Karena itu, penundaan pemilu serentak bukan sama sekali karena faktor politik yang mengelilingi MK. Sehingga, tidak perlu ada yang meragukan keabsahan pelaksaan pemilu yang akan berlangsung tahun ini karena Pemilu 2014 tetap dinyatakan konstitusional. “Orang boleh saja komentar, tetapi otoritas yang menyatakan pelanggaran konstitusi itu kan MK,” tutupnya.

Terkait lamanya proses pembacaan putusan, Harjono menegaskan lamanya pembacaan putusan murni karena proses penyusunan draft putusan mengalami hambatan lantaran banyaknya perkara pemilukada dan kasus penangkapan Akil Mochtar. Peristiwa penangkapan Akil banyak membuang energi untuk mempertahankan kredibiltas MK.     

Dia mengakui pertimbangan putusan mengenai penundaan pelaksanaan pemilu serentak di tahun 2019 memang telah diputuskan setelah Mahfud MD keluar pada Maret 2013. Namun, hal-hal lain selain pemilu serentak belum diputuskan. Lalu, dalam perjalanannya selain karena adanya hambatan itu, terjadi perubahan keadaan yang menggeser pendapat para hakim konstitusi yang disesuaikan dengan keadaan saat itu, saat ini, dan ke depannya.     
Sementara itu, Komisi Yudisial (KY) mengatakan wajar ketika ada masyarakat menganggap ada yang aneh dalam putusan MK itu karena lamanya pembacaan putusan. “Wajar kalau sebagian masyarakat mencurigai adanya judicial corruption karena lamanya pembacaan putusan,” kata Komisioner KY Imam Anshori Saleh saat dihubungi.

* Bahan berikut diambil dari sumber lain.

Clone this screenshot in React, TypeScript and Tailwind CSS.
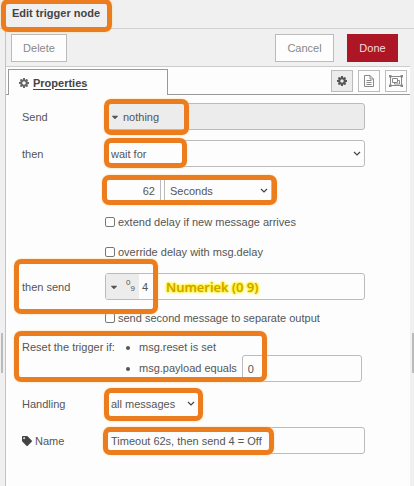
import type { ReactNode } from 'react'
import { FaCaretDown, FaTag } from 'react-icons/fa'
import clsx from 'clsx'

const field = 'h-[27px] rounded-[3px] border border-[#bbb] text-[#555] outline-none'

interface IconProps {
  className?: string
}

function CogIcon({ className }: IconProps) {
  return (
    <svg viewBox="0 128 1536 1536" fill="currentColor" className={className}>
      <path d="M1024 896q0-106-75-181t-181-75-181 75-75 181 75 181 181 75 181-75 75-181zm512-109v222q0 12-8 23t-20 13l-185 28q-19 54-39 91 35 50 107 138 10 12 10 25t-9 23q-27 37-99 108t-94 71q-12 0-26-9l-138-108q-44 23-91 38-16 136-29 186-7 28-36 28h-222q-14 0-24.500-8.500t-11.500-21.500l-28-184q-49-16-90-37l-141 107q-10 9-25 9-14 0-25-11-126-114-165-168-7-10-7-23 0-12 8-23 15-21 51-66.500t54-70.500q-27-50-41-99l-183-27q-13-2-21-12.500t-8-23.500v-222q0-12 8-23t19-13l186-28q14-46 39-92-40-57-107-138-10-12-10-24 0-10 9-23 26-36 98.500-107.500t94.500-71.500q13 0 26 10l138 107q44-23 91-38 16-136 29-186 7-28 36-28h222q14 0 24.500 8.500t11.500 21.500l28 184q49 16 90 37l142-107q9-9 24-9 13 0 25 10 129 119 165 170 7 8 7 22 0 12-8 23-15 21-51 66.500t-54 70.500q26 50 41 98l183 28q13 2 21 12.500t8 23.500z" />
    </svg>
  )
}

function FileIcon({ className }: IconProps) {
  return (
    <svg viewBox="0 0 12 12" fill="none" stroke="currentColor" className={className}>
      <path d="M1.500.5h5.500l3.500 3.500v7.500h-9zM7 .5v3.500h3.500M3.500 5.500h5M3.500 7.500h5M3.500 9.500h5" />
    </svg>
  )
}

function GroupIcon({ className }: IconProps) {
  return (
    <svg viewBox="0 0 14 12" fill="none" stroke="currentColor" className={className}>
      <path d="M2 1.500h10M2 10.500h10M1.500 2v8M12.500 2v8" />
      <path d="M3.500 3.500h5v4h-5zM8.500 5.500h2v3.500h-5v-1.500" />
      <path
        d="M0 0h2.500v2.500h-2.500zM11.500 0h2.500v2.500h-2.500zM0 9.500h2.500v2.500h-2.500zM11.500 9.500h2.500v2.500h-2.500z"
        fill="currentColor"
        stroke="none"
      />
    </svg>
  )
}

function Mark({ className }: { className: string }) {
  return (
    <span
      aria-hidden="true"
      className={clsx(
        'pointer-events-none absolute z-10 rounded-[7px] border-5 border-[#ec7d1e] shadow-[0_0_2px_#ffcf80]',
        className
      )}
    />
  )
}

interface RowProps {
  label?: ReactNode
  htmlFor?: string
  className?: string
  children: ReactNode
}

function Row({ label, htmlFor, className, children }: RowProps) {
  return (
    <div className={clsx('relative flex h-[27px] items-center', className)}>
      <label htmlFor={htmlFor} className="w-[83px] shrink-0">
        {label}
      </label>
      {children}
    </div>
  )
}

interface SelectProps {
  id: string
  value: string
  className?: string
  bare?: boolean
  label?: string
}

function Select({ id, value, className, bare, label }: SelectProps) {
  return (
    <div className={clsx('relative', className)}>
      <select
        id={id}
        aria-label={label}
        defaultValue={value}
        className={clsx(field, 'block w-full appearance-none pr-5 pl-[5px]', bare && 'border-transparent')}
      >
        <option>{value}</option>
      </select>
      <svg
        viewBox="0 0 8 6"
        className="pointer-events-none absolute top-[11px] right-1 h-[6px] w-2 fill-none stroke-[#444]"
      >
        <path d="M1 1l3 3 3-3" strokeWidth="1.2" />
      </svg>
    </div>
  )
}

function Check({ id, text, className }: { id: string; text: string; className?: string }) {
  return (
    <div className={clsx('flex h-[27px] items-center gap-[3px] pl-[83px]', className)}>
      <input
        id={id}
        type="checkbox"
        className="size-[10px] appearance-none rounded-[2px] border border-[#777] bg-white checked:bg-[#555]"
      />
      <label htmlFor={id}>{text}</label>
    </div>
  )
}

const tabButtons = [
  { name: 'Properties', Icon: CogIcon, active: true, size: 'size-2.5' },
  { name: 'Description', Icon: FileIcon, active: false, size: 'size-3' },
  { name: 'Appearance', Icon: GroupIcon, active: false, size: 'h-3 w-3.5' },
]

export default function App() {
  return (
    <div className="relative flex min-h-screen flex-col bg-[#f0f0f0] font-['Liberation_Sans',Arial,sans-serif] text-[11px] leading-4 text-[#555]">
      <header className="relative flex h-[29px] items-center border-b border-[#d0d0d0] pb-0.5 pl-3">
        <h1 className="font-bold text-[#444]">Edit trigger node</h1>
        <Mark className="-top-px left-px h-[33px] w-[111px]" />
      </header>

      <main className="mr-1 ml-[5px] flex flex-1 flex-col border-l border-[#c4c4c4]">
        <div className="flex h-[38px] items-center gap-[13px] border-b border-[#ccc] pr-3 pl-[5px]">
          <button className="h-7 w-14 border border-[#bbb] bg-[#fdfdfd] text-[#888]">Delete</button>
          <button className="ml-auto h-7 w-[59px] border border-[#bbb] bg-[#fdfdfd] text-[#888]">
            Cancel
          </button>
          <button className="h-7 w-[51px] bg-[#ad1625] text-[#f4dcde]">Done</button>
        </div>

        <div className="flex flex-1 flex-col bg-[#fdfdfd]">
          <div className="flex h-7 items-end">
            <span className="w-0.5 border-b border-[#999]" />
            <a
              href="#properties"
              className="flex h-[26px] w-40 items-center gap-1 border border-b-0 border-[#999] pl-2.5 font-bold text-[#444]"
            >
              <CogIcon className="size-2.5 text-[#666]" />
              <span className="underline underline-offset-2">Properties</span>
            </a>
            <div className="flex h-full flex-1 items-center justify-end gap-[5px] border-b border-[#999] pt-px pr-[3px]">
              {tabButtons.map(({ name, Icon, active, size }) => (
                <button
                  key={name}
                  aria-label={name}
                  className={clsx(
                    'flex size-[22px] items-center justify-center border border-[#bbb]',
                    active ? 'bg-[#ececec] text-[#555]' : 'text-[#888]'
                  )}
                >
                  <Icon className={size} />
                </button>
              ))}
            </div>
          </div>

          <form className="pt-2 pr-[45px] pl-4">
            <Row label="Send">
              <button
                type="button"
                className={clsx(field, 'flex flex-1 items-center gap-[3px] bg-[#ececec] pl-1')}
              >
                <FaCaretDown className="size-2.5" />
                nothing
              </button>
              <Mark className="-top-1 left-[82px] h-9 w-[85px]" />
            </Row>

            <Row label="then" htmlFor="then" className="mt-2.5">
              <Select id="then" value="wait for" className="flex-1" />
              <Mark className="-top-0.5 left-[82px] h-[30px] w-[83px]" />
            </Row>

            <Row className="mt-2.5">
              <input
                aria-label="Delay"
                defaultValue="62"
                className={clsx(field, 'w-14 pr-[5px] text-right')}
              />
              <Select id="units" label="Units" value="Seconds" className="ml-[3px] w-[108px]" />
              <Mark className="-top-0.5 left-[80px] h-[30px] w-[175px]" />
            </Row>

            <Check id="extend" text="extend delay if new message arrives" className="mt-1" />
            <Check id="override" text="override delay with msg.delay" className="mt-[3px]" />

            <Row label="then send" htmlFor="payload" className="mt-2">
              <div className={clsx(field, 'flex flex-1 overflow-hidden')}>
                <button
                  type="button"
                  aria-label="Number"
                  className="flex w-[33px] items-center gap-[7px] bg-[#ececec] pl-[3px]"
                >
                  <FaCaretDown className="size-2.5" />
                  <span className="flex text-[8px] leading-[8px]">
                    <span className="-mt-0.5">0</span>
                    <span className="mt-1">9</span>
                  </span>
                </button>
                <input
                  id="payload"
                  defaultValue="4"
                  className="min-w-0 flex-1 pl-[3px] outline-none"
                />
              </div>
              <span className="absolute left-36 font-['Open_Sans',sans-serif] text-[13px] leading-4 font-semibold text-[#cfa000] [text-shadow:0_0_2px_#fff000,0_0_2px_#fff000,0_0_3px_#fff000,0_0_3px_#fff000]">
                Numeriek (0 9)
              </span>
              <Mark className="-top-3.5 -left-2 h-[55px] w-36" />
            </Row>

            <Check id="second" text="send second message to separate output" className="mt-1" />

            <div className="relative mt-1.5 flex leading-[21px]">
              <span className="w-[104px] shrink-0">Reset the trigger if:</span>
              <ul className="flex-1 pr-[3px]">
                <li className="flex h-[21px] items-center gap-[5px]">
                  <span className="size-1 rounded-full bg-[#555]" />
                  <span className="pl-1">msg.reset is set</span>
                </li>
                <li className="flex h-[21px] items-center gap-[5px]">
                  <span className="size-1 rounded-full bg-[#555]" />
                  <label htmlFor="reset" className="shrink-0 pl-1">
                    msg.payload equals
                  </label>
                  <input
                    id="reset"
                    defaultValue="0"
                    className={clsx(field, 'min-w-0 flex-1 pl-[5px]')}
                  />
                </li>
              </ul>
              <Mark className="-top-1.5 -left-2 h-[51px] w-[253px]" />
            </div>

            <Row label="Handling" htmlFor="handling" className="mt-[11px]">
              <Select id="handling" value="all messages" bare className="w-[94px]" />
              <Mark className="-top-0.5 left-[82px] h-[33px] w-[99px]" />
            </Row>

            <Row
              label={
                <span className="flex items-center gap-[3px]">
                  <FaTag className="size-[10px] text-[#444]" />
                  Name
                </span>
              }
              htmlFor="name"
              className="mt-2.5"
            >
              <input
                id="name"
                defaultValue="Timeout 62s, then send 4 = Off"
                className={clsx(field, 'min-w-0 flex-1 pl-[5px]')}
              />
              <Mark className="top-0 left-[81px] h-7 w-[171px]" />
            </Row>
          </form>
        </div>
      </main>

      {/* drag handles of the neighbouring panes */}
      <span className="absolute top-[333px] left-px h-10 w-0.5 bg-[#bbb]" />
      <span className="absolute top-[333px] right-0 h-10 w-0.5 bg-[#bbb]" />
    </div>
  )
}
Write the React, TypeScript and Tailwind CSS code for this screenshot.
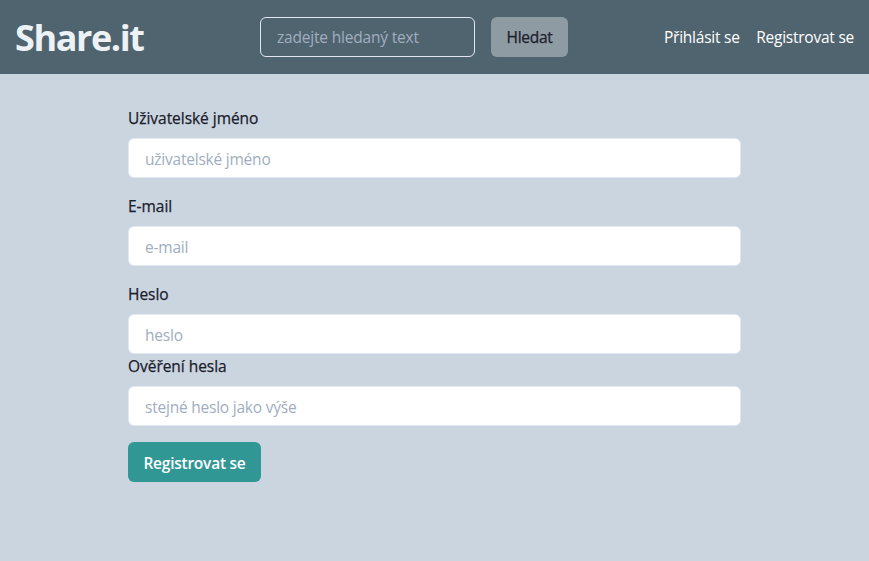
import React from "react";

type FieldProps = { label: string; placeholder: string; id: string; type?: string; className?: string };

function Field({ label, placeholder, id, type = "text", className = "" }: FieldProps) {
  return (
    <div className={className}>
      <label
        htmlFor={id}
        className="mb-2 block h-6 text-[15.5px] leading-6 tracking-[-0.04px] whitespace-nowrap text-[#1a202c] [-webkit-text-stroke:0.25px_#1a202c]"
      >
        {label}
      </label>
      <input
        id={id}
        type={type}
        placeholder={placeholder}
        className="block h-10 w-full rounded-md border border-[#e2e8f0] bg-white px-4 pt-0.5 text-[15.5px] tracking-[-0.22px] outline-none placeholder:text-[#a0aec0]"
      />
    </div>
  );
}

export default function App() {
  return (
    <div className="min-h-screen bg-[#cbd5e0] font-['Open_Sans','Noto_Sans',sans-serif] text-[#1a202c]">
      <header className="flex h-[74px] items-center justify-between bg-[#50646f] px-[15px] text-white">
        <h1 className="w-[129px] pt-0.5 text-[36px] font-bold leading-none tracking-[-1.4px] whitespace-nowrap text-[#edf2f7]">Share.it</h1>
        <form className="ml-5 flex gap-4">
          <input
            placeholder="zadejte hledaný text"
            className="h-10 w-[215px] rounded-md border border-[#e2e8f0] bg-transparent px-4 text-[15.5px] tracking-[-0.19px] outline-none placeholder:text-[#a0aec0]"
          />
          <button type="button" className="h-10 w-[77px] rounded-md bg-[#8f9ba2] pt-0.5 text-[15.5px] tracking-[-0.3px] text-[#1a202c] [-webkit-text-stroke:0.25px_#1a202c]">
            Hledat
          </button>
        </form>
        <nav className="flex w-[190px] justify-between pt-0.5 text-[15.5px] tracking-[-0.24px] whitespace-nowrap">
          <a>Přihlásit se</a>
          <a>Registrovat se</a>
        </nav>
      </header>
      <main className="mx-auto w-[613px] pt-8">
        <form>
          <Field id="username" label="Uživatelské jméno" placeholder="uživatelské jméno" className="mb-4" />
          <Field id="email" label="E-mail" placeholder="e-mail" className="mb-4" />
          <Field id="password" label="Heslo" placeholder="heslo" type="password" />
          <Field id="confirm" label="Ověření hesla" placeholder="stejné heslo jako výše" type="password" />
          <button
            type="button"
            className="mt-4 h-10 w-[133px] rounded-md bg-[#319795] pt-1 text-[15.5px] font-semibold tracking-[-0.24px] whitespace-nowrap text-white"
          >
            Registrovat se
          </button>
        </form>
      </main>
    </div>
  );
}
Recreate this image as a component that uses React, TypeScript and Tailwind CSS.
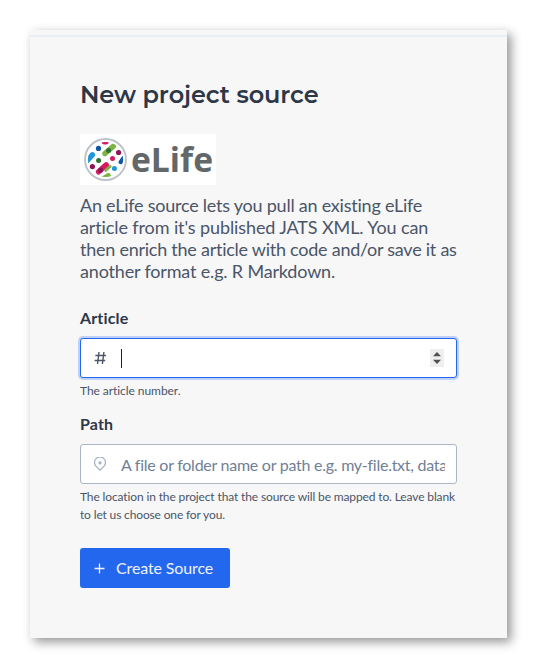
import type { ReactNode } from "react";

function ELifeLogo() {
  return (
    <svg width="136" height="51" viewBox="0 0 136 51" className="mb-[9px] block bg-white" role="img" aria-label="eLife">
      <defs>
        <clipPath id="disc">
          <circle cx="25.5" cy="25.5" r="17.6" />
        </clipPath>
      </defs>
      <circle cx="25.5" cy="25.5" r="20.5" fill="none" stroke="#bcc2c5" strokeWidth="1.8" />
      <g clipPath="url(#disc)" strokeLinecap="round" strokeWidth="5.4" fill="none">
        <path d="M24.4 7.8L26 7.8" stroke="#d81b60" />
        <path d="M33.3 12.2L25 19.6" stroke="#7cb342" />
        <path d="M12.4 20.8L6 28" stroke="#2196d8" />
        <path d="M44 23.5L40.8 28" stroke="#0d57a3" strokeWidth="4.4" />
        <path d="M26.2 30.8L18.6 37.8" stroke="#d81b60" />
        <path d="M30.2 32.4L25.6 36.4" stroke="#7cb342" strokeWidth="2.8" />
        <path d="M28.4 41.4L24 44" stroke="#7cb342" strokeWidth="4.8" />
      </g>
      <circle cx="18.5" cy="14.4" r="2.6" fill="#0d57a3" />
      <circle cx="28.6" cy="16.4" r="2.5" fill="#2e7030" />
      <circle cx="38.6" cy="18.5" r="2.6" fill="#8c1457" />
      <circle cx="18.6" cy="26.4" r="2.5" fill="#2e7030" />
      <circle cx="32.5" cy="24.4" r="2.5" fill="#d81b60" />
      <circle cx="12.4" cy="32.6" r="2.6" fill="#8c1457" />
      <circle cx="20.6" cy="36.2" r="2.5" fill="#8c1457" />
      <circle cx="34.4" cy="34.6" r="2.5" fill="#2196d8" />
      <text
        x="51"
        y="37.5"
        textLength="82"
        lengthAdjust="spacingAndGlyphs"
        className="fill-[#626769] font-['Open_Sans',sans-serif] text-[34px] font-bold"
      >
        eLife
      </text>
    </svg>
  );
}

function Label({ children }: { children: ReactNode }) {
  return <div className="mb-2 text-base leading-6 font-bold tracking-[0.15px] text-[#2d3748]">{children}</div>;
}

function Help({ children }: { children: ReactNode }) {
  return <p className="mt-1 text-xs leading-[18px] whitespace-nowrap text-[#4a5568]">{children}</p>;
}

export default function App() {
  return (
    <div className="h-[672px] w-[541px] overflow-hidden bg-white p-[30px] font-['Lato',sans-serif]">
      <main className="h-[608px] w-[477px] bg-[#f7f7f7] pt-[5px] shadow-[4px_4px_10px_rgba(0,0,0,0.42)]">
        <div className="h-[2px] bg-[#e9eff4]" />
        <div className="px-[50px] pt-[43px]">
          <h1 className="mb-[24px] h-[30px] font-['Montserrat','Inter',sans-serif] text-2xl leading-[30px] font-semibold tracking-[-0.08px] whitespace-nowrap text-[#2d3748]">
            New project source
          </h1>
          <ELifeLogo />
          <p className="mb-[24px] text-lg leading-[22px] whitespace-nowrap text-[#4a5568]">
            <span className="block tracking-[-0.23px]">An eLife source lets you pull an existing eLife</span>
            <span className="block tracking-[-0.11px]">article from it's published JATS XML. You can</span>
            <span className="block tracking-[-0.25px]">then enrich the article with code and/or save it as</span>
            <span className="block tracking-[-0.17px]">another format e.g. R Markdown.</span>
          </p>

          <Label>Article</Label>
          <div className="flex h-10 items-center rounded-[3px] border border-[#2467ef] bg-white pr-[12px] pl-[13px] shadow-[0_0_0_2px_#c0d1f7]">
            <svg width="12" height="14" viewBox="0 0 12 14" fill="none" stroke="#4a5568" strokeWidth="1.4">
              <path d="M5 1L3.5 13M9.9 1L8.4 13M1.4 4.5H12M0.6 9.5H11.2" />
            </svg>
            <span className="ml-[15px] h-[19px] w-px bg-[#1a202c]" />
            <span className="ml-auto flex h-[18px] w-[14px] items-center justify-center bg-[#efefef]">
              <svg width="8" height="12" viewBox="0 0 8 12" fill="#505050">
                <path d="M0 4.2L4 0L8 4.2ZM0 7.8L4 12L8 7.8Z" />
              </svg>
            </span>
          </div>
          <Help>
            <span className="tracking-[-0.06px]">The article number.</span>
          </Help>

          <div className="mt-3">
            <Label>Path</Label>
          </div>
          <div className="flex h-10 items-center rounded-[3px] border border-[#a9b6c7] bg-white pr-[11px] pl-[13px]">
            <svg width="12" height="14" viewBox="0 0 12 14" fill="none" stroke="#a9b5c4" className="shrink-0">
              <path d="M6 13.2L2.1 9.4A5.5 5.5 0 1 1 9.9 9.4Z" strokeWidth="1.3" />
              <circle cx="6" cy="5.9" r="1.6" fill="#a9b5c4" stroke="none" />
            </svg>
            <span className="ml-[15px] overflow-hidden pt-px text-base leading-6 tracking-[-0.26px] whitespace-nowrap text-[#718096]">
              A file or folder name or path e.g. my-file.txt, data
            </span>
          </div>
          <Help>
            <span className="block tracking-[-0.13px]">
              The location in the project that the source will be mapped to. Leave blank
            </span>
            <span className="block tracking-[-0.15px]">to let us choose one for you.</span>
          </Help>

          <button className="mt-6 flex h-10 w-[150px] items-center rounded-[3px] bg-[#2467ef] pl-[14px] text-base leading-6 text-[#edf2fc]">
            <svg width="11" height="11" viewBox="0 0 11 11" stroke="currentColor" strokeWidth="1.3">
              <path d="M5.5 0.5V10.5M0.5 5.5H10.5" />
            </svg>
            <span className="ml-[11px] tracking-[-0.12px]">Create Source</span>
          </button>
        </div>
      </main>
    </div>
  );
}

“Yang terpenting saat ini, MK bisa memberikan penjelasan terhadap kecurigaan masyarakat yang berkembang saat ini.”

Komisioner KY, Taufiqurrohman Syahuri mengatakan jika memang ada keanehan dalam putusan MK, KY tidak memiliki kewenangan untuk mengklarifikasi atau memanggil hakim konstitusi. “Kalau sudah terbentuk Majelis Kehormatan Hakim Konstitusi (MKHK) dan ada laporan masyarakat itu bisa saja ditelusuri. Lamanya pembacaan putusan bisa menjadi objek pemeriksaan,” kata Taufiq. 

Sebelumnya, MK mengabulkan sebagian permohonan uji materi UU Pilpres yang diajukan Koalisi Masyarakat Sipil untuk Pemilu Serentak. Majelis membatalkan Pasal 3 ayat (5), Pasal 12 ayat (1) dan (2), Pasal 14 ayat (2) dan Pasal 112  UU No. 42 Tahun 2008 tentang Pemilu Presiden dan Wakil Presiden (Pilpres) yang mengatur pelaksanaan Pilpres tiga bulan setelah pelaksanaan Pileg alias tidak serentak.

Namun pembatalan ketentuan pemilu tidak serentak itu tak serta merta bisa diberlakukan pada Pemilu 2014. MK memutuskan berlaku pada Pemilu 2019. Ketentuan tersebut masih bisa diberlakukan dalam Pemilu 2014 ini hingga pembentuk UU membuat aturan baru terkait pemilu serentak. Alasannya, semua tahapan penyelenggaraan pemilu 2014 ini sudah berjalan dan mendekati pelaksanaan.